Given that, I was expecting to be more impressed by the architecture of the city, but perhaps I did not fully contemplate how much architecture changed from the Middle Ages to the grandeur of Renaissance Italy to which I was accustomed. Most of the architecture in Bologna is a brownish-red brick, which was the building material that was locally available in the city’s heyday. The city boasts some cute churches for sure, like the Basilica Santo Stefano:
But the city’s main cathedral on the Piazza Maggiore, the Basilico di Santo Petronio, is a bit of a gargantuan eyesore. Though construction began in 1390, the façade was never completed, leading to the sense that the basilica started getting dressed in the morning and forgot to put on its shirt.
The two elements of Bolognese architecture that are admittedly kind of cool are its porticoes and its towers. All through the city, sidewalks are covered in arched porticoes, a feature of the city’s architecture since the 12th century. Some of them are simple, practical coverings, others stately, others whimsical, others works of art. All of them are quite practical, for when it rains in Bologna (as it did much of the time I was there) you can walk around the much of the city under cover, only having to emerge into the rain to cross the street. All in all, there are 62 km worth of porticoes in the city, and they lend the city’s architecture a unique character.

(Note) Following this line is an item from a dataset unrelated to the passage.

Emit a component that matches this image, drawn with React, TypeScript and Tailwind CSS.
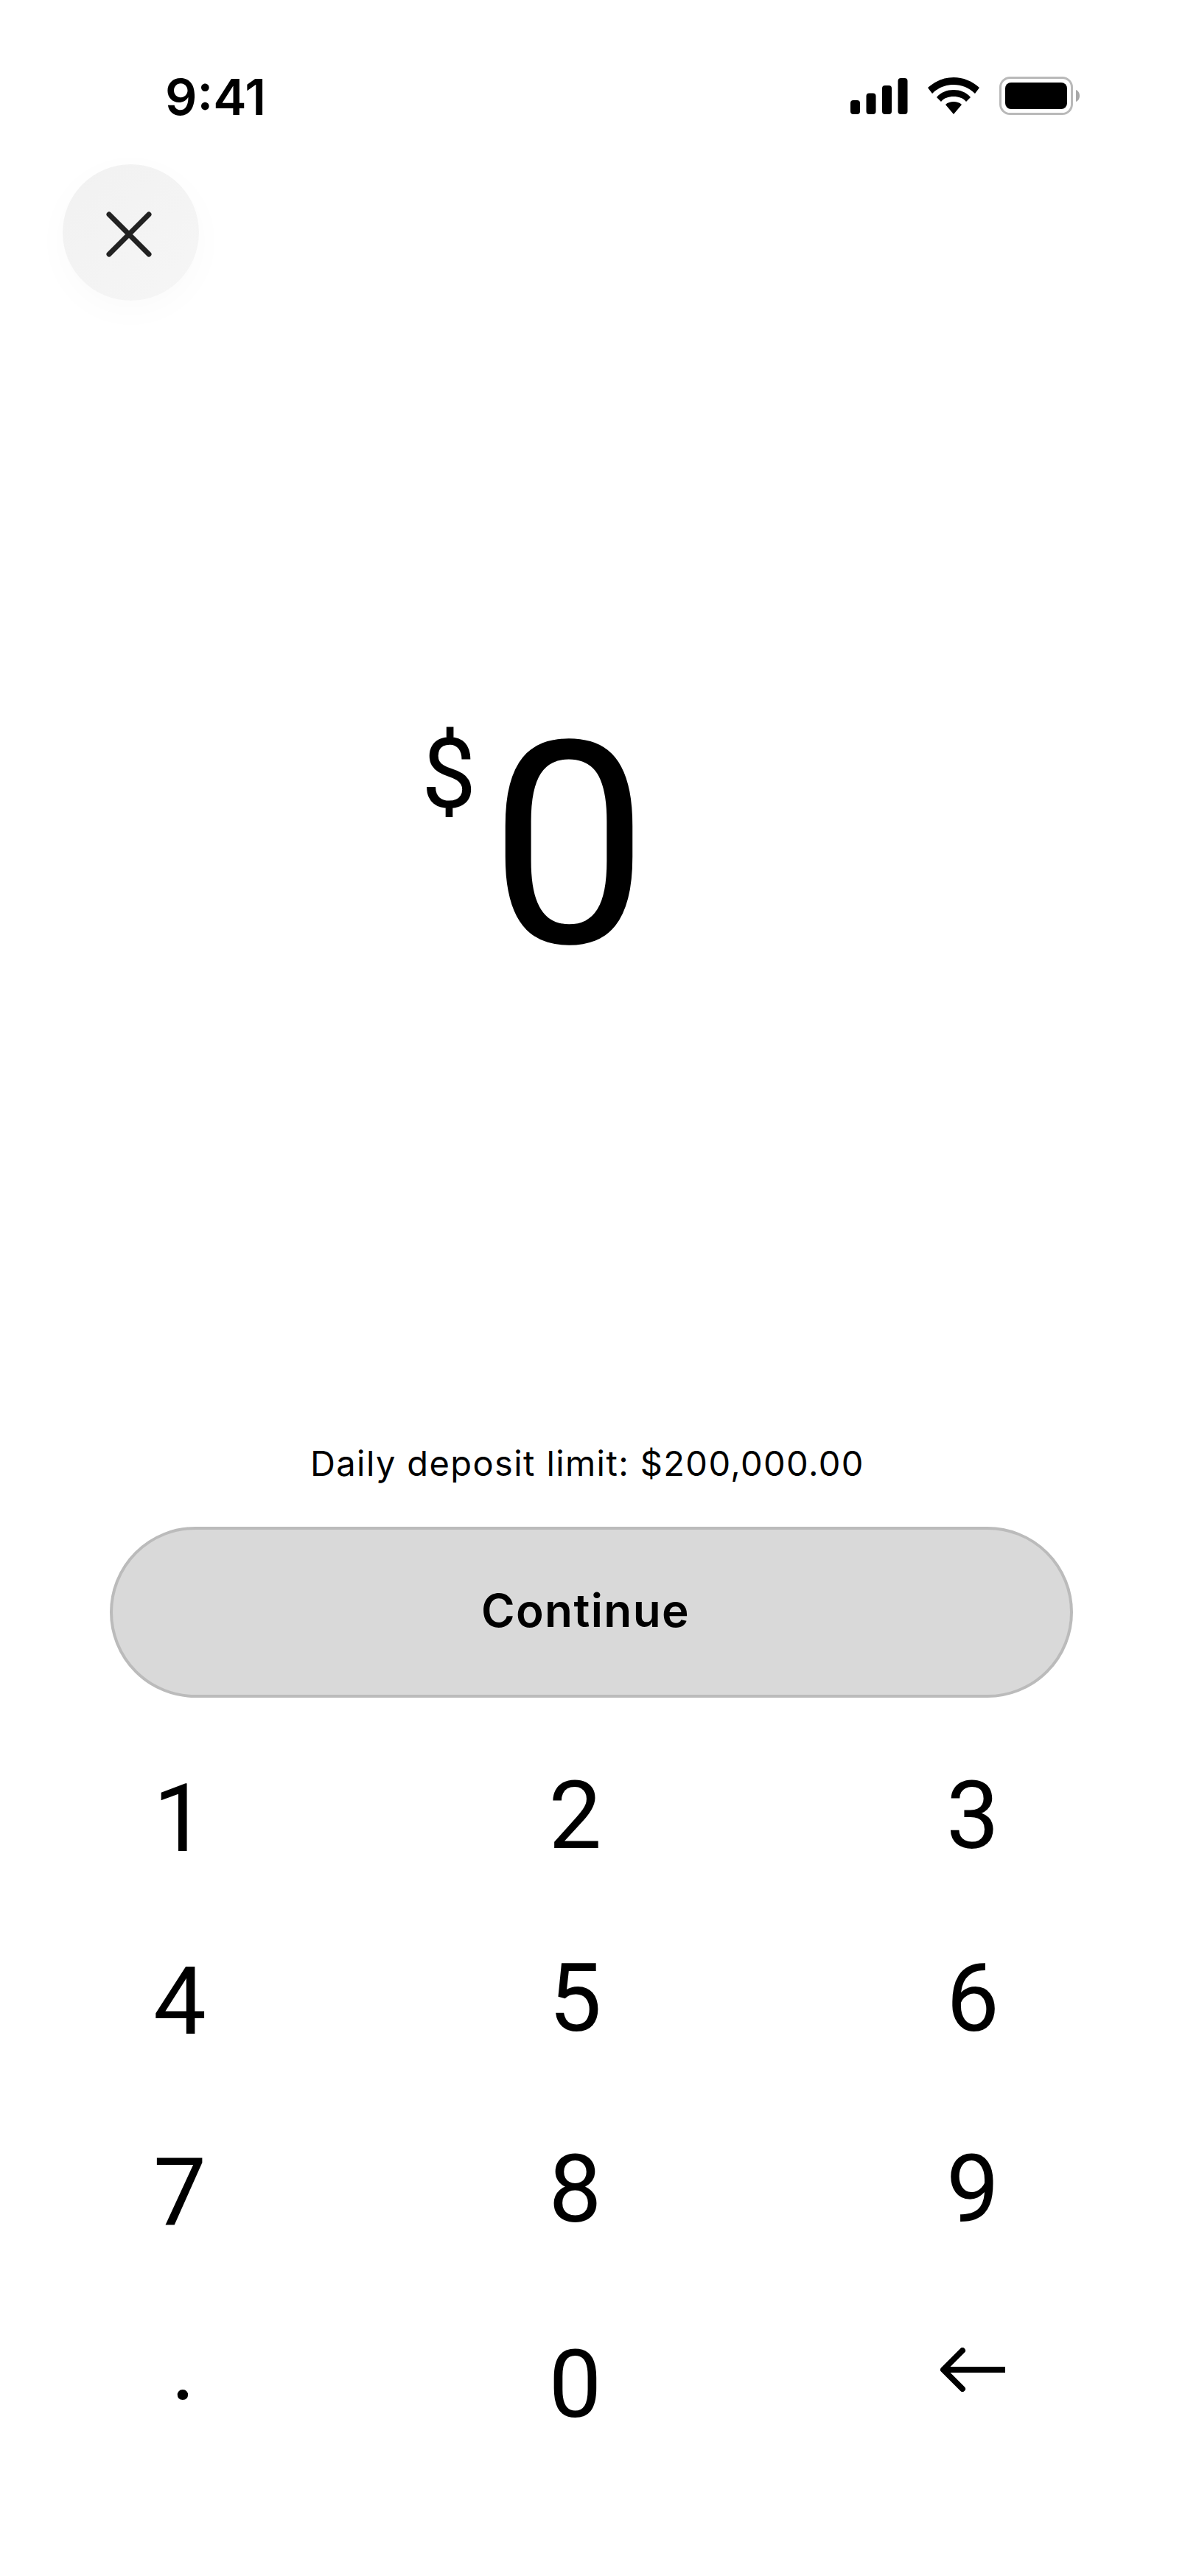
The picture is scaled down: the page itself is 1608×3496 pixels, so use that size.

The towers, I suspect, were more impressive in memory than in current fact. Centuries before New York City started sprouting skyscrapers, the great families of Bologna (and elsewhere in Italy) built massive brick towers to the skies, simultaneously for purposes of status and defense. Food tour guide Caterina showed us a rendering of what the city had looked like over a century ago (something like this), before many of the towers crumbled or were torn down due to structural failings, and presumably bombing during World War II. Ruins of them can be seen tucked in corners all around the city, but the Due Torre (Two Towers), are the most prominent remaining.
Until recently, you could climb the larger Torre degli Asinelli, but now the smaller Torre della Garisenda is leaning so heavily towards its big brother that the larger tower has been closed due to safety concerns.
Overall, I found Bologna and the Emilia region worth visiting for the cuisine alone. A true foodie could go nuts in this region, visiting wine, cheese, and salumi shops and production facilities, along with restaurants from the hole-in-the-wall to the Michelin-starred. But for me, the region lacked something of the charm that I associate with Italy. But perhaps my impression was soured on account of the rain, which prevented me from spending as much time as I’d have liked enjoying my all-time favorite Italian activity of sitting in an outdoor café, drinking wine, and people watching.